The new resin paintings included in the exhibition imagine the garden as a space just as explosive, dynamic and full of possibility as the cosmos itself. In Blue Olana (2025)—which references the garden at the estate of Frederic Edwin Church, a central figure of the Hudson River School—Tomaselli presents a botanical world of kaleidoscopic detail, one where fertile flowers reveal themselves to be constructed collages, and tightly rendered vines snake and twist in the foreground before opening up into a deep blue sky above. Plum Tree (2025) shows the titular tree as an anchoring presence in the composition, with outstretched branches and a canopy of leaves carefully embedded both within and on top of the resin surface. A collage of flowers and energetic embellishments mingle with carefully described ferns, weeds and a breadth of foliage at once familiar and strange. By collapsing distinctions between time, location and season into a single composition, Tomaselli creates imaginary worlds where nature can exist in an otherwise impossible arrangement.

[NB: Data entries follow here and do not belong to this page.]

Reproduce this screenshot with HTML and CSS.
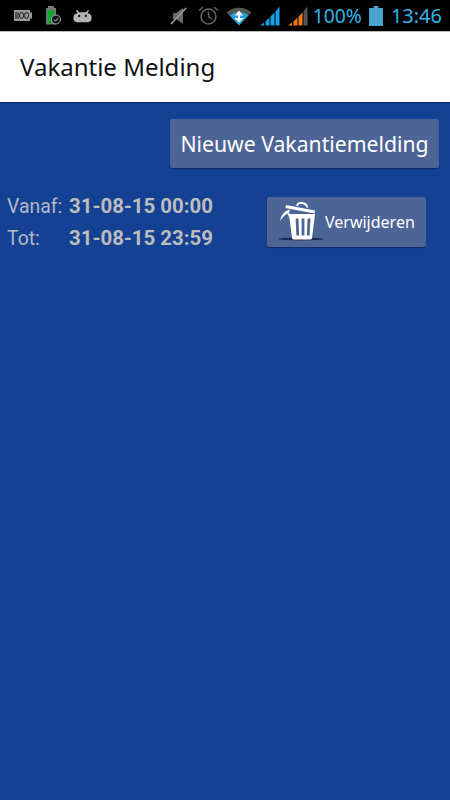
FILE: index.html
```html
<!DOCTYPE html>
<html lang="nl">
<head>
  <meta charset="UTF-8" />
  <meta name="viewport" content="width=device-width, initial-scale=1.0" />
  <title>Vakantie Melding</title>
  <link rel="stylesheet" href="styles.css">
</head>
<body>
  <!-- statusbalk -->
  <div class="statusbar">
    <div class="status-left">
      <svg class="ic-usb" width="20" height="13" viewBox="0 0 20 13">
        <path d="M1 1h16v2.500h2v6h-2V12H1z" fill="#9a9a9a"/>
        <path d="M3 3v7M5 3v7" stroke="#111" stroke-width="1" fill="none"/>
        <ellipse cx="8.500" cy="6.500" rx="2" ry="3" fill="none" stroke="#111"/>
        <ellipse cx="13.500" cy="6.500" rx="2" ry="3" fill="none" stroke="#111"/>
      </svg>
      <svg class="ic-batt" width="16" height="19" viewBox="0 0 16 19">
        <path d="M3 0h6v2h2v16.500H1V2h2z" fill="#777"/>
        <rect x="2.500" y="4" width="7" height="13" fill="#16a32e"/>
        <circle cx="11" cy="13.500" r="4.500" fill="#111" stroke="#aaa"/>
        <path d="M9 13.500l1.500 1.700 2.500-3" stroke="#ccc" fill="none"/>
      </svg>
      <svg class="ic-droid" width="19" height="14" viewBox="0 0 20 14">
        <path d="M4 0.500l2.500 2.500h7L16 0.500 16.800 1.500l-1.500 2.500c2.500 0.500 4.200 2 4.200 4v2c0 2-1.500 3.500-3.500 3.500h-12C2 13.500 0.500 12 0.500 10V8c0-2 1.700-3.500 4.200-4L3.200 1.500z" fill="#b4b4b4"/>
        <circle cx="6.500" cy="7" r="1.200" fill="#111"/>
        <circle cx="13.500" cy="7" r="1.200" fill="#111"/>
      </svg>
    </div>
    <div class="status-right">
      <svg class="ic-mute" width="18" height="18" viewBox="0 0 18 18">
        <path d="M3 6h3l7-5v16l-7-5H3z" fill="#6a6a6a"/>
        <path d="M1 17L16 1" stroke="#999" stroke-width="1.800"/>
      </svg>
      <svg class="ic-alarm" width="21" height="19" viewBox="0 0 21 19" fill="none" stroke="#666">
        <circle cx="10.500" cy="10.500" r="7.500" stroke-width="1.500"/>
        <path d="M10.500 5.500v5.300l3.500 2.200" stroke-width="1.300"/>
        <path d="M1 4.500L5 1M20 4.500L16 1" stroke-width="1.500"/>
      </svg>
      <svg class="ic-wifi" width="26" height="20" viewBox="0 0 26 20">
        <path d="M0.500 6.500C7 0 19 0 25.500 6.500L22.500 9.500C17 4.500 9 4.500 3.500 9.500z" fill="#555"/>
        <path d="M3.500 9.500C9 4.500 17 4.500 22.500 9.500L13 19.500z" fill="#2b9fd8"/>
        <path d="M13 4.500l4 5h-3v2.500h3.500L13 16.500 8.500 12H12V9.500H9z" fill="#fff"/>
      </svg>
      <svg class="ic-signal" width="20" height="20" viewBox="0 0 20 20">
        <path d="M0 19.500h4v-3zM5.500 19.500h4v-8l-4 4zM10.500 19.500h4V6.500l-4 4zM15.500 19.500h4V.5l-4 5z" fill="#1aa0e6"/>
      </svg>
      <svg class="ic-signal" width="20" height="20" viewBox="0 0 20 20">
        <path d="M0 19.500h4v-3zM5.500 19.500h4v-8l-4 4zM10.500 19.500h4V6.500l-4 4z" fill="#f07818"/>
        <path d="M15.500 19.500h4V.5l-4 5z" fill="#555"/>
      </svg>
      <span class="pct">100%</span>
      <svg class="ic-level" width="14" height="20" viewBox="0 0 14 20">
        <path d="M4.500 0h5v2H14v18H0V2h4.500z" fill="#4aa3cf"/>
      </svg>
      <span class="clock">13:46</span>
    </div>
  </div>

  <div class="actionbar">Vakantie Melding</div>

  <div class="content">
    <div class="top-row">
      <button class="btn btn-new">Nieuwe Vakantiemelding</button>
    </div>
    <div class="melding">
      <div class="dates">
        <span class="lbl">Vanaf:</span><span class="val">31-08-15 00:00</span>
        <span class="lbl">Tot:</span><span class="val">31-08-15 23:59</span>
      </div>
      <button class="btn btn-del">
        <svg class="ic-trash" width="48" height="44" viewBox="0 0 48 44">
          <ellipse cx="24" cy="39" rx="23" ry="1.500" fill="#1a2a55"/>
          <path d="M12 14h26l-3 24q-.2 1.500-2 1.500H17q-1.800 0-2-1.500z" fill="#fff"/>
          <path d="M20 18.500l.8 17M26 18.500v17M32 18.500l-.8 17" stroke="#4d6596" stroke-width="2.800" fill="none"/>
          <path d="M9 5l29 5.500-.5 3-29-5.500z" fill="#fff"/>
          <path d="M20 6q.5-3.500 5-3t5.500 4.500" stroke="#fff" stroke-width="1.800" fill="none"/>
          <path d="M3 21q2-10 10-11.500l-1 3 1 7-2.500-6q-4 2-7.500 7.500z" fill="#fff"/>
        </svg>
        <span>Verwijderen</span>
      </button>
    </div>
  </div>
</body>
</html>
```

FILE: styles.css
```css
html, body {
  margin: 0;
  height: 100%;
}
body {
  width: 450px;
  height: 800px;
  overflow: hidden;
  display: flex;
  flex-direction: column;
  font-family: "Noto Sans", "Open Sans", sans-serif;
  background-color: #144194;
}
.statusbar {
  height: 31px;
  background-color: #000;
  display: flex;
  align-items: center;
  justify-content: space-between;
  padding: 0 8px 0 13px;
  flex-shrink: 0;
}
.status-left, .status-right {
  display: flex;
  align-items: center;
}
.status-left svg {
  margin-right: 12px;
}
.status-right svg {
  margin-right: 8px;
}
.status-right .ic-mute {
  margin-right: 10px;
}
.status-right .ic-alarm {
  margin-right: 7px;
}
.status-right .ic-signal {
  margin-right: 8px;
}
.status-right .ic-signal + .pct {
  margin-left: -3px;
}
.pct {
  font-size: 19.3px;
  color: #33b5e5;
  margin-right: 7px;
}
.clock {
  font-size: 20px;
  color: #33b5e5;
}
.actionbar {
  height: 68px;
  padding-bottom: 2px;
  background-color: #fff;
  border-top: 1px solid #bbb;
  display: flex;
  align-items: center;
  padding-left: 20px;
  font-size: 24px;
  color: #111;
  flex-shrink: 0;
  border-bottom: 1px solid #0a1f66;
}
.content {
  flex: 1;
  padding: 16px 11px 0 7px;
}
.top-row {
  display: flex;
  justify-content: flex-end;
}
.btn {
  background-color: #4d6596;
  color: #fff;
  border: none;
  border-radius: 2px;
  font-family: "Noto Sans", "Open Sans", sans-serif;
  box-shadow: 0 1px 1px #0d2c6b;
}
.btn-new {
  width: 269px;
  height: 49px;
  font-size: 21.2px;
  padding: 0 0 1px;
}
.melding {
  display: flex;
  justify-content: space-between;
  margin-top: 29px;
  padding-right: 13px;
}
.dates {
  display: grid;
  grid-template-columns: 62px auto;
  grid-auto-rows: 32px;
  margin-top: -7px;
  align-items: center;
  font-family: Roboto, sans-serif;
  font-size: 20.4px;
  color: #bdbdbd;
}
.lbl {
  font-size: 19.4px;
  color: #b4b8c4;
}
.val {
  font-weight: bold;
}
.btn-del {
  width: 159px;
  height: 50px;
  display: flex;
  align-items: center;
  padding: 0 0 0 10px;
  font-size: 16px;
}
.ic-trash {
  flex-shrink: 0;
}
```
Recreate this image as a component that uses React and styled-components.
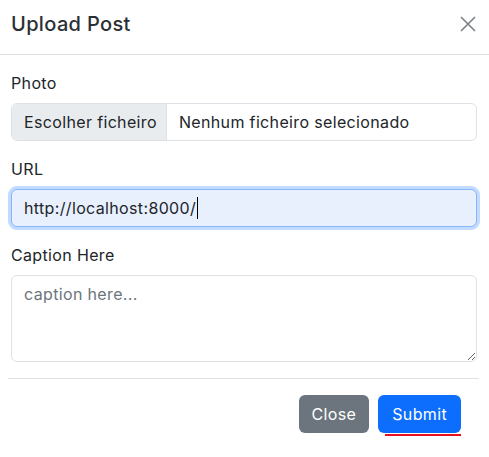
import styled, { createGlobalStyle } from "styled-components";

const GlobalStyle = createGlobalStyle`
  body {
    margin: 0;
    background: #fff;
    font-family: Inter, "Noto Sans", sans-serif;
    color: #212529;
    letter-spacing: 0.35px;
  }
`;

const UploadPost = () => {
  return (
    <Modal>
      <GlobalStyle />
      <Header>
        <Title>Upload Post</Title>
        <CloseIcon aria-label="Close">
          <svg width="16" height="16" viewBox="0 0 16 16">
            <path d="M1 1L15 15M15 1L1 15" stroke="#6c757d" strokeWidth="1.6" />
          </svg>
        </CloseIcon>
      </Header>
      <Body>
        <Field>
          <Label>Photo</Label>
          <FileInput>
            <FileButton>Escolher ficheiro</FileButton>
            <FileName>Nenhum ficheiro selecionado</FileName>
          </FileInput>
        </Field>
        <Field>
          <Label>URL</Label>
          <TextInput $focused>
            http://localhost:8000/
            <Caret />
          </TextInput>
        </Field>
        <Field>
          <Label>Caption Here</Label>
          <TextArea rows={3} placeholder="caption here..." />
        </Field>
        <Divider />
      </Body>
      <Footer>
        <Button $variant="secondary">Close</Button>
        <Button $variant="primary" $marked>
          Submit
        </Button>
      </Footer>
    </Modal>
  );
};

const Modal = styled.div`
  width: 489px;
  height: 457px;
  background: #fff;
  overflow: hidden;
`;

const Header = styled.div`
  height: 55px;
  box-sizing: border-box;
  display: flex;
  align-items: center;
  justify-content: space-between;
  padding: 0 13px 6px 11px;
  border-bottom: 1px solid #dee2e6;
`;

const Title = styled.h5`
  margin: 0;
  font-size: 20px;
  font-weight: 500;
  line-height: 1.2;
  color: #2b2f33;
`;

const CloseIcon = styled.div`
  width: 16px;
  height: 16px;
  display: flex;
  opacity: 0.9;
`;

const Body = styled.div`
  padding: 16px 12px 0 11px;
`;

const Field = styled.div`
  margin-bottom: 16px;
`;

const Label = styled.div`
  font-size: 16px;
  line-height: 24px;
  margin-bottom: 8px;
  color: #212529;
`;

const FileInput = styled.div`
  display: flex;
  height: 38px;
  box-sizing: border-box;
  border: 1px solid #dee2e6;
  border-radius: 6px;
  overflow: hidden;
  font-size: 16px;
`;

const FileButton = styled.div`
  display: flex;
  align-items: center;
  padding: 0 9px 0 12px;
  background: #e9ecef;
  border-right: 1px solid #dee2e6;
`;

const FileName = styled.div`
  display: flex;
  align-items: center;
  padding: 0 12px;
`;

const TextInput = styled.div`
  display: flex;
  align-items: center;
  height: 38px;
  box-sizing: border-box;
  padding: 0 12px;
  font-size: 16px;
  border-radius: 6px;
  background: #e8f0fe;
  border: 1px solid ${(p) => (p.$focused ? "#86b7fe" : "#dee2e6")};
  box-shadow: ${(p) =>
    p.$focused ? "0 0 0 3px rgba(13, 110, 253, 0.25)" : "none"};
`;

const Caret = styled.span`
  display: inline-block;
  width: 1px;
  height: 22px;
  margin-left: 1px;
  background: #000;
`;

const TextArea = styled.textarea`
  display: block;
  width: 100%;
  height: 87px;
  box-sizing: border-box;
  padding: 6px 12px;
  font-family: inherit;
  font-size: 16px;
  letter-spacing: inherit;
  line-height: 24px;
  color: #212529;
  border: 1px solid #dee2e6;
  border-radius: 6px;
  outline: none;

  &::placeholder {
    color: #6c757d;
  }
`;

const Divider = styled.hr`
  margin: 16px -2px 0 -3px;
  border: 0;
  border-top: 1px solid #dee2e6;
`;

const Footer = styled.div`
  display: flex;
  justify-content: flex-end;
  gap: 9px;
  padding: 16px 28px 0 0;
`;

const Button = styled.button`
  position: relative;
  height: 38px;
  padding: 0 ${(p) => (p.$variant === "primary" ? "14px" : "13px")};
  font-family: inherit;
  font-size: 16px;
  letter-spacing: inherit;
  color: #fff;
  border: 0;
  border-radius: 6px;
  background: ${(p) => (p.$variant === "primary" ? "#0d6efd" : "#6c757d")};

  &::after {
    content: "";
    display: ${(p) => (p.$marked ? "block" : "none")};
    position: absolute;
    left: 7px;
    right: 0;
    bottom: -3px;
    height: 2px;
    background: #e8101e;
  }
`;

export default UploadPost;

A new group of New York Times collages extends Tomaselli’s long practice of making raw material from the daily news, finding fresh methods to disrupt and memorialize moments in time. For more than two decades, he has taken the front page of the paper as a point of departure before altering the headlines and reimagining the images with gouache and collage, creating surreal compositions in which aspiration and critique become inseparable. Where the Times formats reality into an authoritative structure—the bold headline, the columns in formation, the photograph above the fold—Tomaselli answers with irregular forms, optical vibration, and a chromatic restlessness that exposes the newspaper’s claim to neutrality and truth as the constructions they have always been. In these new collages, Tomaselli replaces the dominant front-page text and imagery with stories originally granted less prominence, yet which address urgent issues about nature and climate change, immigration and political strife.

In Month of August (evening) (2026), the two bodies of work converge. A geometric spiral radiates outward from the center of the composition, each of its lines comprising text drawn from the headlines of the August 2025 issues of the Times. Under this lattice of language, a Mexican sunflower plant unfolds in still life, its blossoms assembled from personal photographs and collaged into a form that reads as both a flower and an archive of one. Some blooms remain pinned beneath text that reads like an absurdist poem, while others push through, reaching past the headlines into open air. That the Mexican sunflower peaks in August, arriving at its fullest expression precisely as the month’s worth of headlines accumulates around it, makes the image all the more pointed; nature performs at the height of its capacity while the world registers disruption. In holding these two forces against each other—the ceaseless weight of the news and the quiet persistence of a growing thing—Tomaselli finds the question that runs throughout all of Blooms Disrupted: can we remain present in our own life inside a world that presses constantly, and loudly, against it?